First, the role of the vice president. Taken at face value, the ECA intends the vice president to simply open, count and announce the results of state elections. But the language is vague enough that, leading up to Jan. 6, 2021, enterprising interpretations were making the case that the vice president was meant to open and certify results only from those states he deemed legitimate.

That interpretation would essentially give a sitting vice president authority to choose the next president, which was obviously not the intent of Congress in 1887. The ambiguity must be removed.

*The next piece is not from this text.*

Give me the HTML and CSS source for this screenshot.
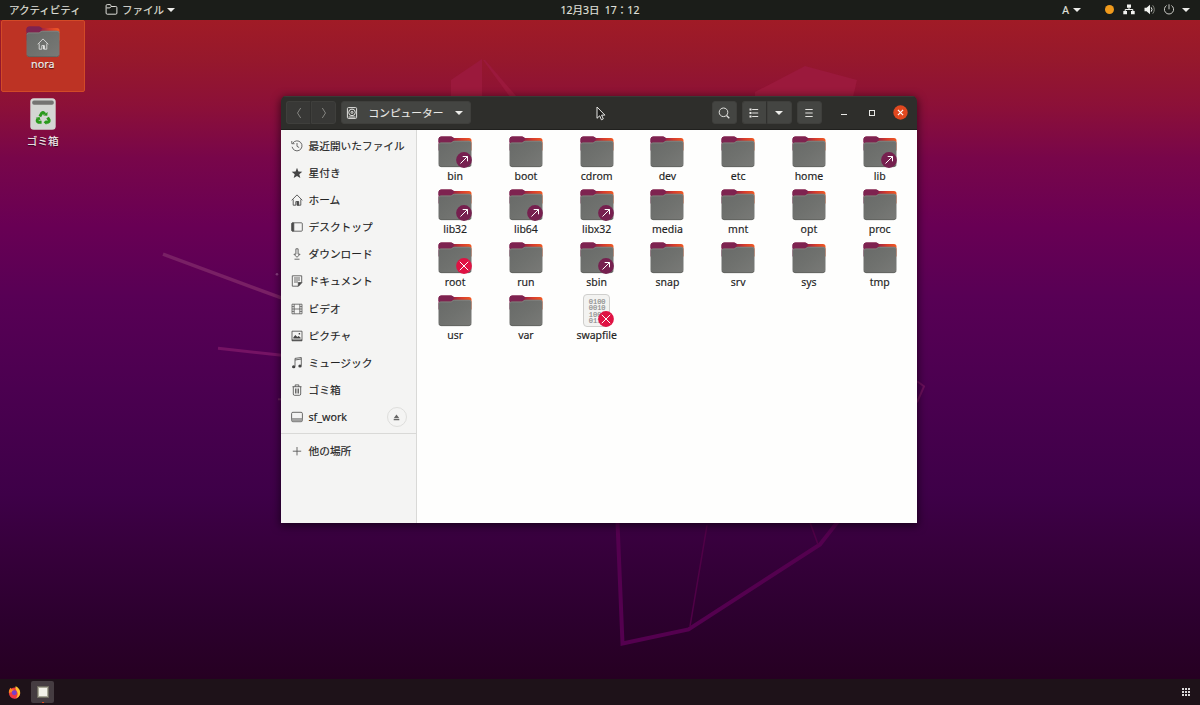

Second, Congress should raise the barrier for challenging certification. Currently, it takes only a pair of elected officials, one from each house of Congress, to halt proceedings. Lawmakers are considering a higher number, up to one-third of Congress. And they’re considering establishing a list of valid grounds for bringing an objection. Hopefully, “I read a tweet about a podcast about an article on BuzzFeed” isn’t one of them.

So far, it appears there are two groups working on separate bills. One is Democratic, and one is bipartisan, led by Sens. Susan Collins, R-Maine, and Joe Manchin, D-W.Va.

There is plenty of support on both sides of the aisle. Sens. Amy Klobuchar of Minnesota and Dick Durbin of Illinois are leading the Democratic bill. Conservative commentator David French of National Review has voiced strong support among other conservatives.

It’s important that we get this right to help prevent a rerun of last year’s debacle. As Rebecca Green, co-director of the election law program at William & Mary Law School, told ABC News, “There’s enough focus now on the ambiguities of this statute that if it isn’t Donald Trump in 2024, you could easily imagine a number of other actors taking a page from his playbook.”

The election of 1876 was resolved by an agreement called the Compromise of 1877, which turned the White House into a bargaining piece. Democrats conceded the election to Hayes in return for the withdrawal of federal troops from Southern states, and the end of Reconstruction.

Congress should reform this law and affirm that America has progressed beyond the point where we use our highest elected office like a casino chip. The president is chosen by the will of the people, not political parley.